II. Mr. Gladstone's Object and Motives.

Near the close of last session of Parliament, when the Public Worship Bill was before the House, Mr. Gladstone proposed a series of resolutions protective of the Ritualists that dropped dead on the instant. He subsequently relieved his mind in the well-known article defensive of Ritualism in the Contemporary Review. But there was one point which the accomplished political fencer had especially to guard, and that was the popular impression that Ritualism leads to the Catholic Church. Nor could Mr. Gladstone forget that he had himself been repeatedly and publicly charged with being a Catholic. Since Lord John Russell's Durham Letter it had become a habit in England to scourge the Ritualists on the backs of the Catholics; so this unfair and dishonorable cruelty was no innovation, but a good Protestant tradition with a ritual of its own—that the Catholics be striped for the crimes of the Ritualists.

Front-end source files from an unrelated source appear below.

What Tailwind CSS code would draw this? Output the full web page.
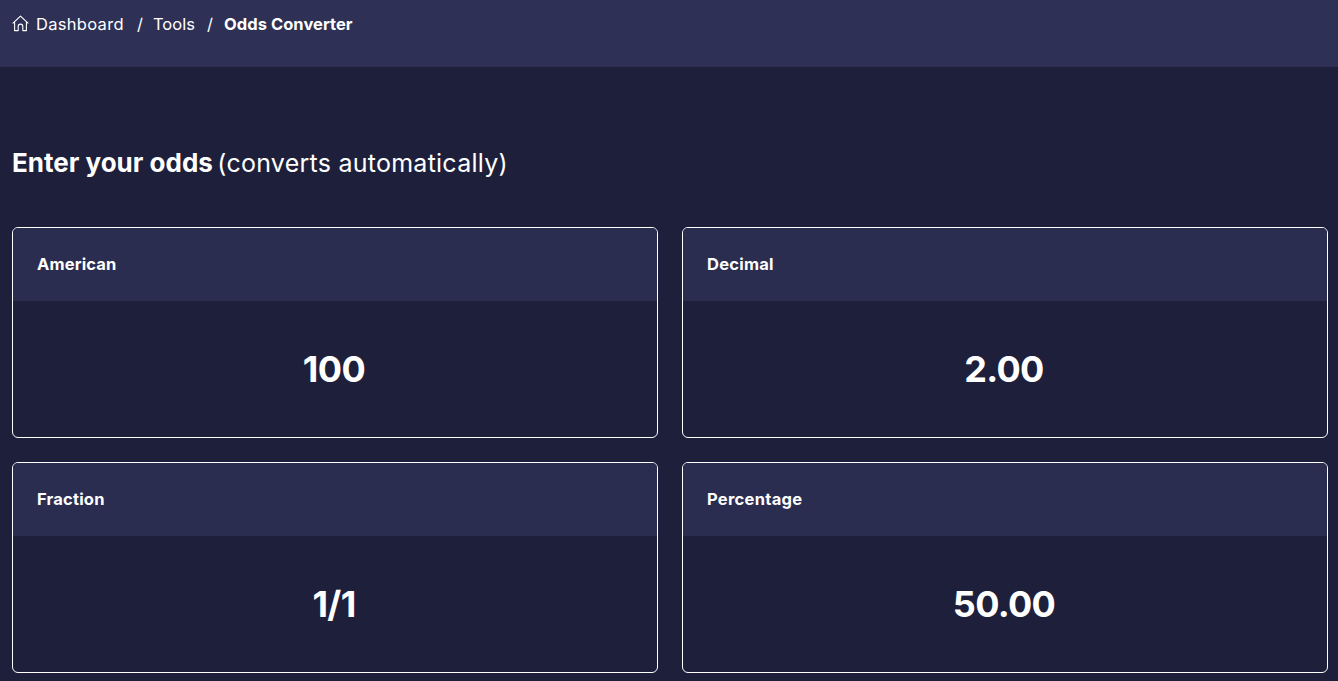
<!DOCTYPE html>
<html lang="en">
<head>
    <meta charset="UTF-8">
    <meta name="viewport" content="width=device-width, initial-scale=1.0">
    <title>Odds Converter</title>
    <script src="https://cdn.jsdelivr.net/npm/@tailwindcss/browser@4"></script>
</head>
<body class="bg-[#1e1f3b] h-[681px] overflow-hidden font-['Inter',sans-serif] text-white">
    <!-- Breadcrumb -->
    <div class="h-[67px] bg-[#2e3056] pl-[12px] pt-[15px]">
        <nav class="flex items-center h-[19px] text-[16.5px] tracking-[0.3px]">
            <svg class="w-[17px] h-[17px] mr-[7px] -mt-[3px]" viewBox="0 0 17 17" fill="none" stroke="#fff" stroke-width="1.1" stroke-linejoin="round" stroke-linecap="round">
                <path d="M1 8.2 8.5 1.2 16 8.2M2.6 7v8.6h3.6v-4.2a2.3 2.3 0 0 1 4.6 0v4.2h3.6V7"/>
            </svg>
            <span class="w-[89px]">Dashboard</span>
            <span class="ml-[12px] w-[16px]">/</span>
            <span class="w-[42px] tracking-normal">Tools</span>
            <span class="ml-[12px] w-[17px]">/</span>
            <span class="font-bold tracking-[0.05px]">Odds Converter</span>
        </nav>
    </div>

    <!-- Title -->
    <h1 class="ml-[12px] mt-[81px] h-[30px] leading-[30px]">
        <span class="font-bold text-[26px]">Enter your odds</span> <span class="text-[25px] tracking-[0.25px]">(converts automatically)</span>
    </h1>

    <!-- Cards -->
    <div class="grid grid-cols-2 gap-[24px] ml-[12px] mr-[10px] mt-[49px]">
        <div class="h-[211px] border border-white rounded-[6px] overflow-hidden">
            <div class="h-[73px] bg-[#2b2d50] flex items-center pl-[24px] font-bold text-[16.5px] tracking-[0.15px]">American</div>
            <div class="h-[136px] flex items-center justify-center pr-[2px] font-bold text-[36px] tracking-[-0.5px]">100</div>
        </div>
        <div class="h-[211px] border border-white rounded-[6px] overflow-hidden">
            <div class="h-[73px] bg-[#2b2d50] flex items-center pl-[24px] font-bold text-[16.5px] tracking-[0.25px]">Decimal</div>
            <div class="h-[136px] flex items-center justify-center pr-[2px] font-bold text-[36px] tracking-[-0.7px]">2.00</div>
        </div>
        <div class="h-[211px] border border-white rounded-[6px] overflow-hidden">
            <div class="h-[73px] bg-[#2b2d50] flex items-center pl-[24px] font-bold text-[16.5px] tracking-[0.2px]">Fraction</div>
            <div class="h-[136px] flex items-center justify-center pr-[2px] font-bold text-[36px] tracking-[-0.7px]">1/1</div>
        </div>
        <div class="h-[211px] border border-white rounded-[6px] overflow-hidden">
            <div class="h-[73px] bg-[#2b2d50] flex items-center pl-[24px] font-bold text-[16.5px] tracking-[0.3px]">Percentage</div>
            <div class="h-[136px] flex items-center justify-center pr-[2px] font-bold text-[36px] tracking-[-0.7px]">50.00</div>
        </div>
    </div>
</body>
</html>
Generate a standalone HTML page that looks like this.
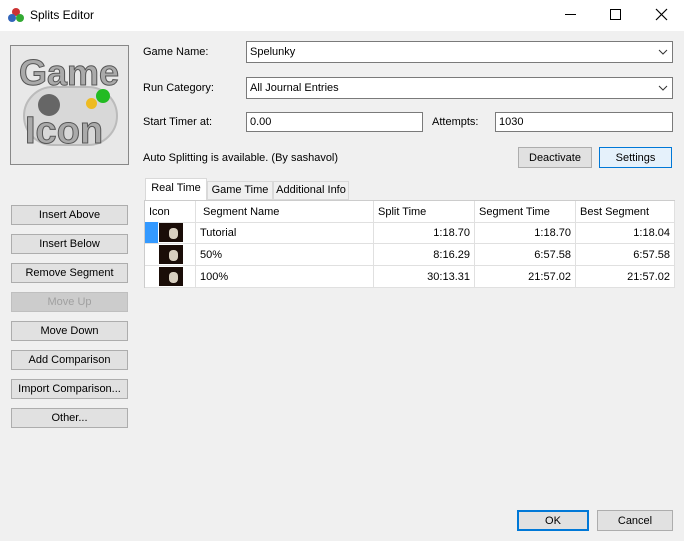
<!DOCTYPE html><html><head><style>
*{box-sizing:border-box;margin:0;padding:0}
body{width:684px;height:541px;background:#f0f0f0;font-family:"Liberation Sans",sans-serif;font-size:11px;color:#000;position:relative;overflow:hidden}
.a{position:absolute}
.tb{left:0;top:0;width:684px;height:31px;background:#fff}
.box{background:#fff;border:1px solid #7a7a7a;padding:0 3px;display:flex;align-items:center}
.btn{background:#e1e1e1;border:1px solid #adadad;display:flex;align-items:center;justify-content:center}
.dis{color:#a0a0a0;background:#cccccc;border-color:#bfbfbf}
.tab{border:1px solid #d9d9d9;background:#f0f0f0;line-height:17px;text-align:center;top:180px;height:19px}
.grid{left:144px;top:200px;width:531px;height:88px;background:#fff;border:1px solid #ccc}
.c{position:absolute;border-right:1px solid #e0e0e0;border-bottom:1px solid #e0e0e0;height:22px;line-height:22px;padding:0 4px;white-space:nowrap}
.r{text-align:right}
.ic{position:absolute;left:14px;top:1px;width:24px;height:19px;background:#1a0d08}
.ic:after{content:"";position:absolute;left:10px;top:5px;width:9px;height:11px;background:#d8cfc0;border-radius:4px}
</style></head><body>
<div class="a tb"></div>
<svg class="a" style="left:8px;top:7px" width="16" height="16"><circle cx="8" cy="5" r="4" fill="#c33"/><circle cx="4" cy="11" r="4" fill="#36b"/><circle cx="12" cy="11" r="4" fill="#3a3"/></svg>
<div class="a" style="left:30px;top:8px;font-size:12px">Splits Editor</div>
<div class="a" style="left:565px;top:14px;width:11px;height:1px;background:#000"></div>
<div class="a" style="left:610px;top:9px;width:11px;height:11px;border:1px solid #000"></div>
<svg class="a" style="left:655px;top:8px" width="13" height="13"><path d="M1 1L12 12M12 1L1 12" stroke="#000" stroke-width="1.2"/></svg>

<div class="a" style="left:10px;top:45px;width:119px;height:120px;border:1px solid #888;background:#e8e8e8;overflow:hidden">
<div class="a" style="left:12px;top:40px;width:95px;height:60px;background:#d8d8d8;border-radius:30px;border:2px solid #bbb"></div>
<div class="a" style="left:27px;top:48px;width:22px;height:22px;border-radius:50%;background:#666"></div>
<div class="a" style="left:85px;top:43px;width:14px;height:14px;border-radius:50%;background:#2b2"></div>
<div class="a" style="left:75px;top:52px;width:11px;height:11px;border-radius:50%;background:#eb2"></div>
<div class="a" style="left:8px;top:6px;font-size:36px;font-weight:bold;color:#aaa;-webkit-text-stroke:1px #555">Game</div>
<div class="a" style="left:14px;top:64px;font-size:38px;font-weight:bold;color:#aaa;-webkit-text-stroke:1px #555">Icon</div>
</div>

<div class="a" style="left:143px;top:46px">Game Name:</div>
<div class="a box" style="left:246px;top:41px;width:427px;height:22px">Spelunky</div>
<div class="a" style="left:143px;top:82px">Run Category:</div>
<div class="a box" style="left:246px;top:77px;width:427px;height:22px">All Journal Entries</div>
<svg class="a" style="left:658px;top:49px" width="10" height="6"><path d="M1 1L5 5L9 1" stroke="#333" fill="none"/></svg>
<svg class="a" style="left:658px;top:85px" width="10" height="6"><path d="M1 1L5 5L9 1" stroke="#333" fill="none"/></svg>
<div class="a" style="left:143px;top:116px">Start Timer at:</div>
<div class="a box" style="left:246px;top:112px;width:177px;height:20px">0.00</div>
<div class="a" style="left:432px;top:116px">Attempts:</div>
<div class="a box" style="left:495px;top:112px;width:178px;height:20px">1030</div>
<div class="a" style="left:143px;top:152px">Auto Splitting is available. (By sashavol)</div>
<div class="a btn" style="left:518px;top:147px;width:74px;height:21px">Deactivate</div>
<div class="a btn" style="left:599px;top:147px;width:73px;height:21px;border:1px solid #0078d7;background:#e5f1fb">Settings</div>

<div class="a tab" style="left:207px;width:66px;top:181px">Game Time</div>
<div class="a tab" style="left:273px;width:76px;top:181px">Additional Info</div>
<div class="a tab" style="left:145px;width:62px;top:178px;height:22px;background:#fff;border-bottom:none;line-height:19px">Real Time</div>

<div class="a grid">
<div class="c" style="left:0;top:0;width:51px">Icon</div>
<div class="c" style="left:51px;top:0;width:178px;padding-left:7px">Segment Name</div>
<div class="c" style="left:229px;top:0;width:101px">Split Time</div>
<div class="c" style="left:330px;top:0;width:101px">Segment Time</div>
<div class="c" style="left:431px;top:0;width:99px">Best Segment</div>

<div class="c" style="left:0;top:21px;width:51px"><div class="a" style="left:0;top:0;width:13px;height:21px;background:#3399ff"></div><div class="ic"></div></div>
<div class="c" style="left:51px;top:21px;width:178px">Tutorial</div>
<div class="c r" style="left:229px;top:21px;width:101px">1:18.70</div>
<div class="c r" style="left:330px;top:21px;width:101px">1:18.70</div>
<div class="c r" style="left:431px;top:21px;width:99px">1:18.04</div>

<div class="c" style="left:0;top:43px;width:51px"><div class="ic"></div></div>
<div class="c" style="left:51px;top:43px;width:178px">50%</div>
<div class="c r" style="left:229px;top:43px;width:101px">8:16.29</div>
<div class="c r" style="left:330px;top:43px;width:101px">6:57.58</div>
<div class="c r" style="left:431px;top:43px;width:99px">6:57.58</div>

<div class="c" style="left:0;top:65px;width:51px"><div class="ic"></div></div>
<div class="c" style="left:51px;top:65px;width:178px">100%</div>
<div class="c r" style="left:229px;top:65px;width:101px">30:13.31</div>
<div class="c r" style="left:330px;top:65px;width:101px">21:57.02</div>
<div class="c r" style="left:431px;top:65px;width:99px">21:57.02</div>
</div>

<div class="a btn" style="left:11px;top:205px;width:117px;height:20px">Insert Above</div>
<div class="a btn" style="left:11px;top:234px;width:117px;height:20px">Insert Below</div>
<div class="a btn" style="left:11px;top:263px;width:117px;height:20px">Remove Segment</div>
<div class="a btn dis" style="left:11px;top:292px;width:117px;height:20px">Move Up</div>
<div class="a btn" style="left:11px;top:321px;width:117px;height:20px">Move Down</div>
<div class="a btn" style="left:11px;top:350px;width:117px;height:20px">Add Comparison</div>
<div class="a btn" style="left:11px;top:379px;width:117px;height:20px">Import Comparison...</div>
<div class="a btn" style="left:11px;top:408px;width:117px;height:20px">Other...</div>

<div class="a btn" style="left:517px;top:510px;width:72px;height:21px;border:2px solid #0078d7">OK</div>
<div class="a btn" style="left:597px;top:510px;width:76px;height:21px">Cancel</div>
</body></html>
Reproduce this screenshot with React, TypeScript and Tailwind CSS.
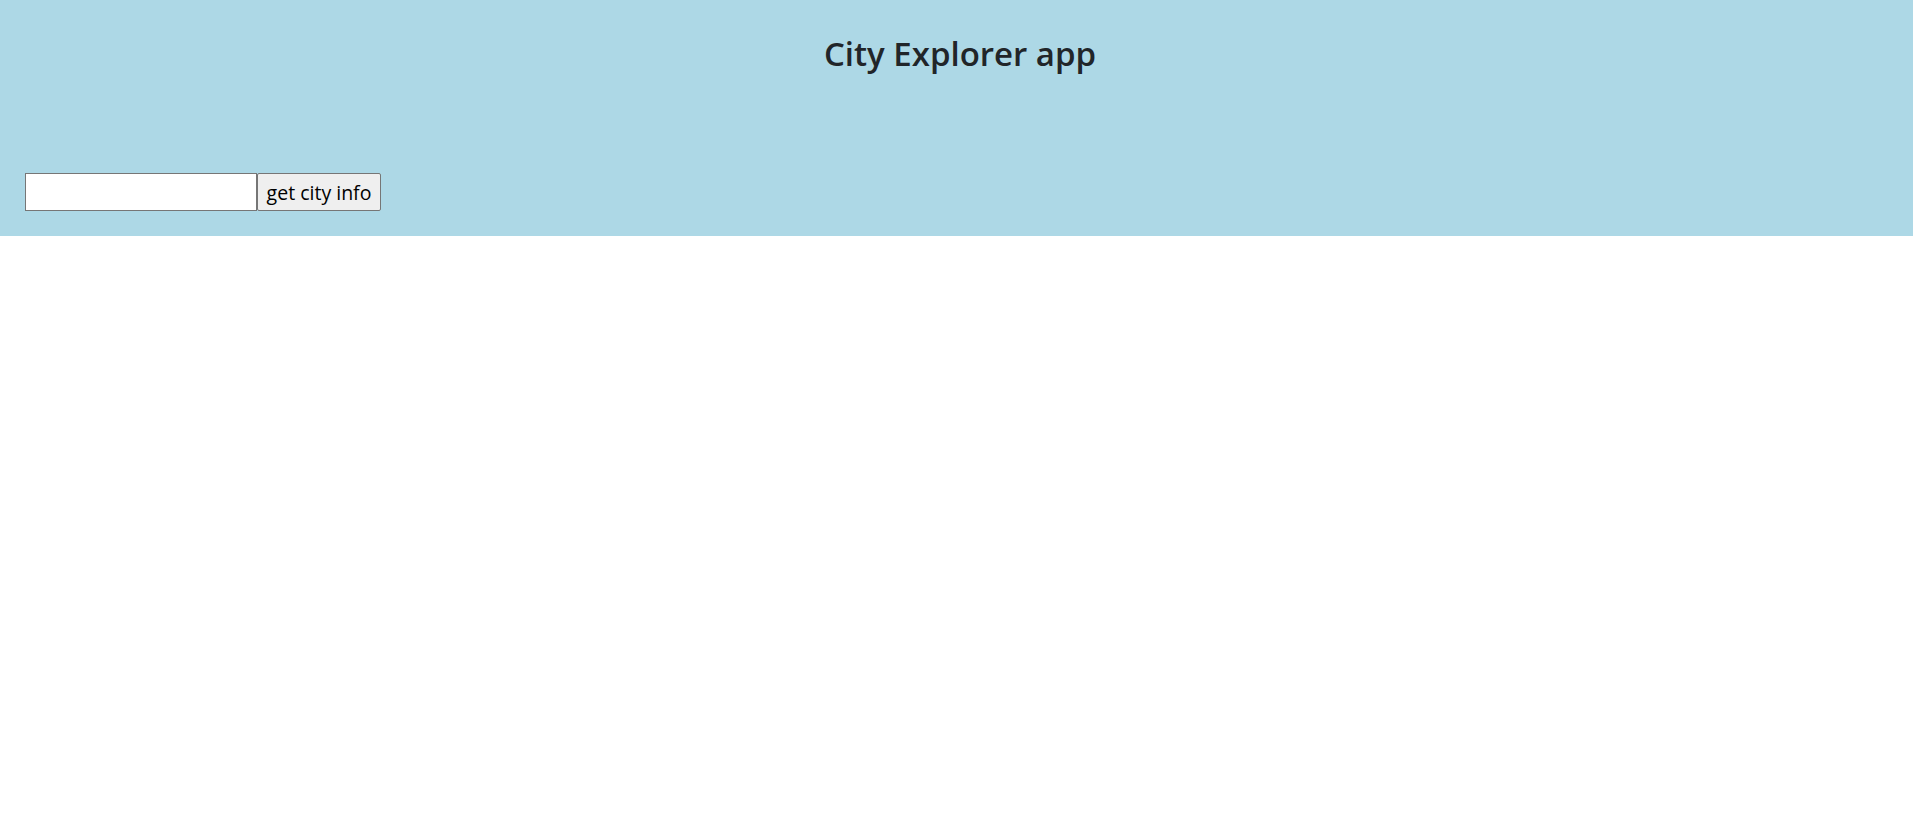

Mr. Gladstone struck out with his unjust blows in the following terms:

'But there is a question which it is the special pur pose of this paper to suggest for consideration by my fellow-Christians generally, which is more practical and of greater importance, as it seems to me, and has far stronger claims on the attention of the nation and of the rulers of the Church than the question whether a handful of the clergy are or are not engaged in an utterly hopeless and visionary effort to Romanise the Church and people of England. At no time since the bloody reign of Mary has such a scheme been possible.